Dosage : Le dosage est une étape primordiale et cruciale de l’élaboration du champagne car elle définit le niveau de sucre et donc le style du Champagne, pourtant elle reste l’une des plus méconnues. Elle est la dernière opération menée par le vigneron ou le chef de cave. Après avoir passées un minimum de 15 mois dans les caves, les bouteilles de champagne sont dégorgées. Cette opération consiste à expulser le dépôt accumulé dans le goulot de la bouteille. Lors de l’opération une petite partie du vin est perdue (environ 1 cl ), il faut alors le remplacer par un volume équivalent de ce que l’on appelle alors une liqueur d’expédition. Cette liqueur est un mariage de vin de réserve (des vins issus des vendanges précédentes) et le plus souvent de sucre de canne. L’ajout de cette liqueur dans le champagne tout juste dégorgée s’appelle le dosage. La quantité de sucre dans ce mélange va ainsi déterminer le type de dosage et donc le type de champagne. Le dosage peut varier de Brut Nature (aucun sucre ajouté) à Doux (très sucré).

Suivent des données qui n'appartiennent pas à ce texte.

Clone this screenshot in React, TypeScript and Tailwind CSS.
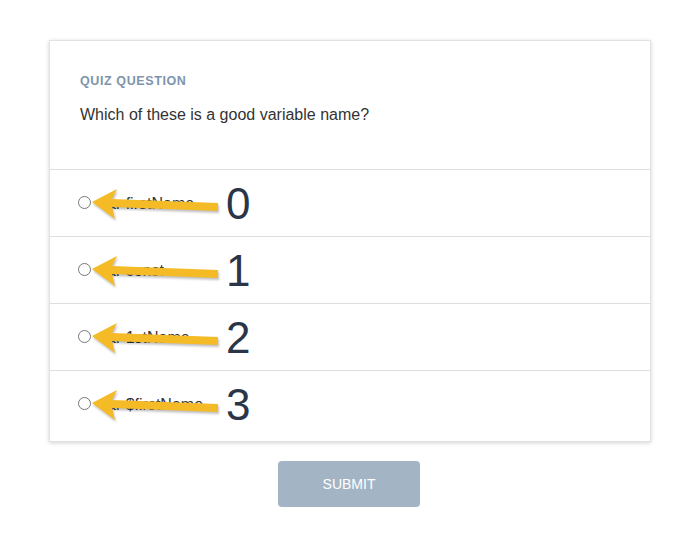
import React from 'react';

const options = ['var firstName', 'var const', 'var 1stName', 'var $firstName'];

const Arrow: React.FC = () => (
  <svg
    className="absolute left-[38px] top-[16px] drop-shadow-[1px_2px_1px_rgba(0,0,0,0.25)]"
    width="138"
    height="38"
    viewBox="0 0 138 38"
  >
    <polygon points="4,16 29,3 24,13 130,17 130,25 24,21 27,33" fill="#f4bb26" />
  </svg>
);

const App: React.FC = () => {
  return (
    <div className="min-h-screen bg-white font-['Liberation_Sans',Arial,sans-serif] pt-[40px]">
      {/* Card */}
      <div className="mx-[49px] w-[602px] bg-white border border-[#e2e2e2] shadow-[0_1px_4px_rgba(0,0,0,0.18)]">
        {/* Header */}
        <div className="h-[128px] px-[30px] pt-[31px]">
          <p className="text-[12.5px] font-bold uppercase tracking-[0.6px] text-[#7d94ab]">Quiz Question</p>
          <p className="mt-[12px] text-[16px] text-[#333]">Which of these is a good variable name?</p>
        </div>

        {/* Options */}
        {options.map((opt, i) => (
          <div
            key={opt}
            className={`relative flex items-center gap-[8px] border-t border-[#dedede] px-[28px] ${i === options.length - 1 ? 'h-[71px] pb-[6px]' : 'h-[67px] pb-[2px]'}`}
          >
            <span className="block h-[13px] w-[13px] shrink-0 rounded-full border border-[#767676] bg-white" />
            <span className="pt-[4px] text-[16px] leading-none text-[#333]">{opt}</span>
            <Arrow />
            <span className="absolute left-[176px] top-[12px] text-[44px] leading-none text-[#2a3547]">{i}</span>
          </div>
        ))}
      </div>

      {/* Submit */}
      <div className="mt-[19px] flex justify-center">
        <button className="h-[46px] w-[142px] rounded-[4px] bg-[#a3b4c4] text-[14px] text-white">SUBMIT</button>
      </div>
    </div>
  );
};

export default App;
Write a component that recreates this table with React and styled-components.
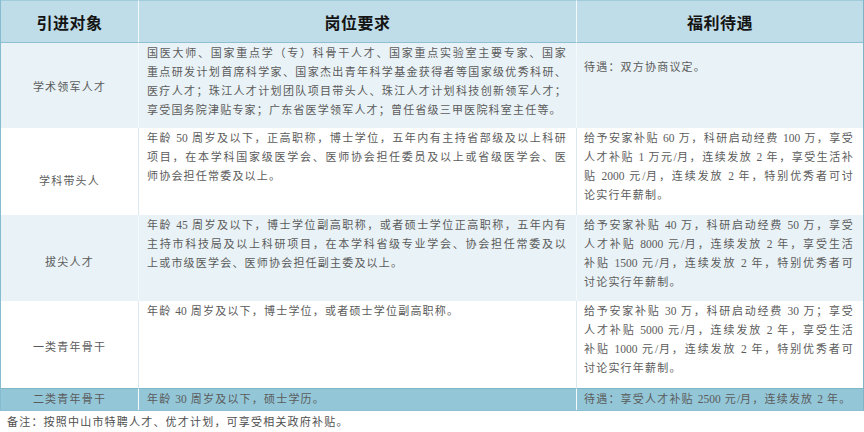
import React from "react";
import styled, { createGlobalStyle, css } from "styled-components";

const Global = createGlobalStyle`
  html, body { margin: 0; padding: 0; background: #ffffff; }
  body { width: 864px; height: 432px; overflow: hidden; }
`;

const Page = styled.div`
  width: 864px;
  font-family: "Liberation Serif", "Noto Sans CJK SC", serif;
  color: #5b5b5b;
  font-size: 11px;
  letter-spacing: 1.2px;
`;

const Table = styled.div`
  display: grid;
  grid-template-columns: 137px 438px 287px;
  grid-template-rows: 43px 85px 87px 86px 87px 22px;
  width: 862px;
  border-left: 1px solid #86bccf;
  border-right: 1px solid #7fb3c6;
  border-bottom: 1px solid #8cbfd1;
`;

const tones = {
  head: css`
    background: #bfdde8;
    border-bottom: 1px solid #8fc0d1;
    border-top: 1px solid #9fcbda;
  `,
  light: css`background: #e9f2f6;`,
  white: css`background: #ffffff;`,
  accent: css`
    background: #93c6d7;
    border-top: 1px solid #7fb7ca;
  `,
};

const Cell = styled.div`
  box-sizing: border-box;
  ${(p) => tones[p.$tone]}
  ${(p) => p.$divider && css`border-left: 1px solid ${p.$tone === "white" ? "#dbe9ef" : "#f4f9fb"};`}
`;

const HeadCell = styled(Cell)`
  display: flex;
  align-items: center;
  justify-content: center;
  font-family: "Noto Sans CJK SC", sans-serif;
  font-weight: 700;
  font-size: 16px;
  letter-spacing: 0.5px;
  color: #141414;
`;

const NameCell = styled(Cell)`
  display: flex;
  align-items: center;
  justify-content: center;
  padding-top: ${(p) => p.$shift || 0}px;
  line-height: 19px;
`;

const TextCell = styled(Cell)`
  padding: ${(p) => p.$top ?? 1}px 9px 0 ${(p) => p.$left || 8}px;
  line-height: 19px;
`;

const Line = styled.div`
  white-space: nowrap;
  text-align: left;
  ${(p) =>
    p.$fill &&
    css`
      text-align: justify;
      text-align-last: justify;
    `}
`;

const Num = styled.span`
  letter-spacing: 0;
  font-size: 11.5px;
`;

const Note = styled.div`
  padding: 2px 0 0 7px;
  line-height: 19px;
  color: #4e4e4e;
`;

const withNums = (text) =>
  text.split(/([0-9/]+)/).map((part, i) =>
    /^[0-9/]+$/.test(part) ? <Num key={i}>{part}</Num> : part
  );

const Lines = ({ lines }) =>
  lines.map((l, i) => (
    <Line key={i} $fill={i < lines.length - 1}>
      {withNums(l)}
    </Line>
  ));

const rows = [
  {
    name: "学术领军人才",
    tone: "light",
    shift: 3,
    req: [
      "国医大师、国家重点学（专）科骨干人才、国家重点实验室主要专家、国家",
      "重点研发计划首席科学家、国家杰出青年科学基金获得者等国家级优秀科研、",
      "医疗人才；珠江人才计划团队项目带头人、珠江人才计划科技创新领军人才；",
      "享受国务院津贴专家；广东省医学领军人才；曾任省级三甲医院科室主任等。",
    ],
    ben: ["待遇：双方协商议定。"],
    benTop: 15,
  },
  {
    name: "学科带头人",
    tone: "white",
    shift: 20,
    req: [
      "年龄 50 周岁及以下，正高职称，博士学位，五年内有主持省部级及以上科研",
      "项目，在本学科国家级医学会、医师协会担任委员及以上或省级医学会、医",
      "师协会担任常委及以上。",
    ],
    ben: [
      "给予安家补贴 60 万，科研启动经费 100 万，享受",
      "人才补贴 1 万元/月，连续发放 2 年，享受生活补",
      "贴 2000 元/月，连续发放 2 年，特别优秀者可讨",
      "论实行年薪制。",
    ],
  },
  {
    name: "拔尖人才",
    tone: "light",
    shift: 8,
    req: [
      "年龄 45 周岁及以下，博士学位副高职称，或者硕士学位正高职称，五年内有",
      "主持市科技局及以上科研项目，在本学科省级专业学会、协会担任常委及以",
      "上或市级医学会、医师协会担任副主委及以上。",
    ],
    ben: [
      "给予安家补贴 40 万，科研启动经费 50 万，享受",
      "人才补贴 8000 元/月，连续发放 2 年，享受生活",
      "补贴 1500 元/月，连续发放 2 年，特别优秀者可",
      "讨论实行年薪制。",
    ],
  },
  {
    name: "一类青年骨干",
    tone: "white",
    shift: 6,
    req: ["年龄 40 周岁及以下，博士学位，或者硕士学位副高职称。"],
    ben: [
      "给予安家补贴 30 万，科研启动经费 30 万；享受",
      "人才补贴 5000 元/月，连续发放 2 年，享受生活",
      "补贴 1000 元/月，连续发放 2 年，特别优秀者可",
      "讨论实行年薪制。",
    ],
  },
  {
    name: "二类青年骨干",
    tone: "accent",
    shift: 0,
    req: ["年龄 30 周岁及以下，硕士学历。"],
    ben: ["待遇：享受人才补贴 2500 元/月，连续发放 2 年。"],
    top: 1,
    benTop: 1,
  },
];

export default function App() {
  return (
    <Page>
      <Global />
      <Table>
        <HeadCell $tone="head">引进对象</HeadCell>
        <HeadCell $tone="head" $divider>
          岗位要求
        </HeadCell>
        <HeadCell $tone="head" $divider>
          福利待遇
        </HeadCell>
        {rows.map((r) => (
          <React.Fragment key={r.name}>
            <NameCell $tone={r.tone} $shift={r.shift}>
              {r.name}
            </NameCell>
            <TextCell $tone={r.tone} $divider $top={r.top}>
              <Lines lines={r.req} />
            </TextCell>
            <TextCell $tone={r.tone} $divider $top={r.benTop} $left={7}>
              <Lines lines={r.ben} />
            </TextCell>
          </React.Fragment>
        ))}
      </Table>
      <Note>备注：按照中山市特聘人才、优才计划，可享受相关政府补贴。</Note>
    </Page>
  );
}
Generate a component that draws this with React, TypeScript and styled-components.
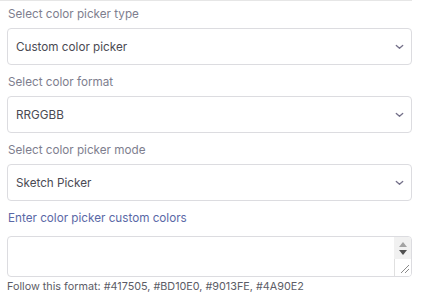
import React from "react";
import styled, { createGlobalStyle } from "styled-components";

const Global = createGlobalStyle`
  html, body { margin: 0; padding: 0; background: #ffffff; }
  body { font-family: Inter, "Noto Sans", sans-serif; }
`;

const Panel = styled.div`
  width: 412px;
  border-top: 1px solid #e6e6e6;
  padding: 4px 0 0 7px;
  box-sizing: border-box;
  display: flex;
  flex-direction: column;
`;

const Field = styled.div<{ $first?: boolean }>`
  display: flex;
  flex-direction: column;
  margin-top: ${(p) => (p.$first ? "0" : "8px")};
`;

const Label = styled.label<{ $accent?: boolean }>`
  font-size: 11.7px;
  line-height: 18px;
  color: ${(p) => (p.$accent ? "#5a68a6" : "#7e7e8e")};
  padding-left: 1px;
  margin-bottom: ${(p) => (p.$accent ? "9px" : "5px")};
`;

const SelectWrap = styled.div`
  position: relative;
  height: 37px;
`;

const Select = styled.select`
  appearance: none;
  -webkit-appearance: none;
  width: 100%;
  height: 37px;
  box-sizing: border-box;
  border: 1px solid #dcdce0;
  border-radius: 4px;
  background: #fff;
  padding: 0 30px 0 8px;
  font-family: Inter, "Noto Sans", sans-serif;
  font-size: 11.7px;
  color: #4a4a53;
  outline: none;
`;

const Chevron = styled.svg`
  position: absolute;
  right: 8px;
  top: 16px;
  width: 9px;
  height: 6px;
  pointer-events: none;
`;

const AreaWrap = styled.div`
  position: relative;
  height: 41px;
`;

const TextArea = styled.textarea`
  width: 100%;
  height: 41px;
  box-sizing: border-box;
  border: 1px solid #dcdce0;
  border-radius: 4px;
  overflow: hidden;
  resize: none;
  padding: 4px 22px 4px 8px;
  font-family: Inter, "Noto Sans", sans-serif;
  font-size: 12px;
  outline: none;
  display: block;
`;

const Gutter = styled.div`
  position: absolute;
  top: 1px;
  right: 1px;
  bottom: 1px;
  width: 17px;
  display: flex;
  flex-direction: column;
  border-top-right-radius: 3px;
  border-bottom-right-radius: 3px;
  overflow: hidden;
  pointer-events: none;
`;

const Track = styled.div`
  flex: 1;
  background: #f1f1f1;
  display: flex;
  flex-direction: column;
  align-items: center;
  justify-content: center;
  gap: 3px;
`;

const Corner = styled.div`
  height: 17px;
  background: #ffffff;
  border-left: 1px solid #e0e0e0;
  box-sizing: border-box;
`;

const Help = styled.div`
  font-size: 10.8px;
  line-height: 18px;
  color: #5c5c66;
  margin-top: 1px;
`;

type SelectFieldProps = { label: string; value: string; first?: boolean };

const SelectField = ({ label, value, first }: SelectFieldProps) => (
  <Field $first={first}>
    <Label>{label}</Label>
    <SelectWrap>
      <Select defaultValue={value}>
        <option value={value}>{value}</option>
      </Select>
      <Chevron viewBox="0 0 9 6">
        <path d="M1.3 1.4 L4.5 4.3 L7.7 1.4" fill="none" stroke="#75718a" strokeWidth="1.3" strokeLinecap="round" strokeLinejoin="round" />
      </Chevron>
    </SelectWrap>
  </Field>
);

export default function App() {
  return (
    <>
      <Global />
      <Panel>
        <SelectField first label="Select color picker type" value="Custom color picker" />
        <SelectField label="Select color format" value="RRGGBB" />
        <SelectField label="Select color picker mode" value="Sketch Picker" />
        <Field>
          <Label $accent>Enter color picker custom colors</Label>
          <AreaWrap>
            <TextArea />
            <Gutter>
              <Track>
                <svg width="8" height="5" viewBox="0 0 8 5">
                  <path d="M0 5 L4 0 L8 5 Z" fill="#a3a3a3" />
                </svg>
                <svg width="8" height="5" viewBox="0 0 8 5">
                  <path d="M0 0 L8 0 L4 5 Z" fill="#505050" />
                </svg>
              </Track>
              <Corner>
                <svg width="16" height="16" viewBox="0 0 16 16">
                  <path d="M14 6 L6 14 M14 10 L10 14" stroke="#8a8a8a" strokeWidth="1" />
                </svg>
              </Corner>
            </Gutter>
          </AreaWrap>
          <Help>Follow this format: #417505, #BD10E0, #9013FE, #4A90E2</Help>
        </Field>
      </Panel>
    </>
  );
}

Connaître la signification du dosage permet d'acheter du champagne en ayant toutes les infos en main.
Le dosage habituel du champagne se situe entre 8 et 12g de sucre par litre, il est celui que l’on retrouve dans les champagnes Brut. Mais la législation a défini une échelle précise permettant de qualifier une cuvée de champagne :
Champagne Brut Nature : désigne un champagne pour lequel aucun dosage n’a été ajouté.
Champagne Extra Brut : entre 0 et 6g de sucre par litre.
Champagne Brut : moins de 12g de sucre par litre.
Champagne Extra Sec : entre 12 et 17g de sucre par litre.
Champagne Sec : entre 17 et 32g de sucre par litre.
Champagne Demi-Sec : 32 à 50g de sucre par litre.
Champagne Doux : plus de 50g de sucre par litre.
Au-delà de la simple fonction visant à remplacer le vin perdu lors du dégorgement, le dosage permet donc d’apporter une touche sucrée au champagne, et un style singulier. Les maisons de champagne garde jalousement secret la recette de leur dosage. Il se murmure que telle maison ajouterait une touche d’armagnac, quand une autre y mettrait une touche de vieux vin vieilli en petits fûts de chêne. Mais le dosage a une autre vertu moins connue. Pour certain vigneron, un dosage important permet d’arrondir et de rendre acceptable un champagne trop acide. Depuis des années le dosage a tendance à être de moins en moins important en Champagne. Du champagne très sucré (champagne sec) que l’on servait au XIXe siècle à l’heure du goûter, et dans lequel certain ajoutait même un morceau de sucre pour donner plus de goût encore, mais aussi pour donner naissance à de nouvelles bulles, on est passé au champagne brut dosé souvent à moins de 8g par litre et à la naissance de nombreuses cuvées nature. Une évolution du dosage qui reflète l’évolution des goûts des consommateurs, mais qui symbolise également les grands progrès réalisés dans la vinification du champagne. Certains vignerons ne proposent leurs champagnes qu’en Extra brut et en Nature.
7.3 Après le Dégorgement
Étanchéité et Repos : Une fois le dosage ajouté, la bouteille est scellée avec un bouchon définitif et une coiffe. Le Champagne est alors laissé au repos plusieurs mois pour que le dosage se mélange parfaitement au vin (6 mois en général). Cette étape est cruciale car elle permet au vin de se stabiliser et d’assimiler la liqueur d’expédition. C’est aussi à ce moment que le vin va commencer à développer de nouveaux arômes, grâce à l’interaction entre le vin et la liqueur d’expédition.
Contrôle de Qualité : Avant la commercialisation, chaque bouteille passe par un contrôle de qualité rigoureux pour s’assurer de sa conformité aux standards de la maison. Ce contrôle peut inclure une dégustation préalable de certains lots, doublée si nécessaire. Il permet de vérifier la qualité du vin, mais aussi de s’assurer que l’étiquetage est conforme à la réglementation. Tous les champagnes à destination de l’étranger doivent être accompagnés d’un certificat d’origine.
Évolution des Arômes : Après le dégorgement, le Champagne continue d’évoluer, développant des arômes plus matures et arrondis, enrichissant son profil gustatif. En fonction des choix de l’élaborateur, le Champagne évolue de façon continue tout au long de son élaboration, au moment du pressurage, de l’assemblage, de la maturation sur lies, du dégorgement, du dosage, du bouchage, et encore au-delà dans les caves champenoises puis chez le consommateur. Après le dégorgement, sous l’effet de l’aération, les arômes de fruits frais (poire, pêche, griotte) évoluent vers les fruits secs, confiturés, confits, puis vers des notes plus oxydatives de noix, compote de pomme, truffe, cerise distillée, et enfin vers des notes de café, chocolat, voire moka.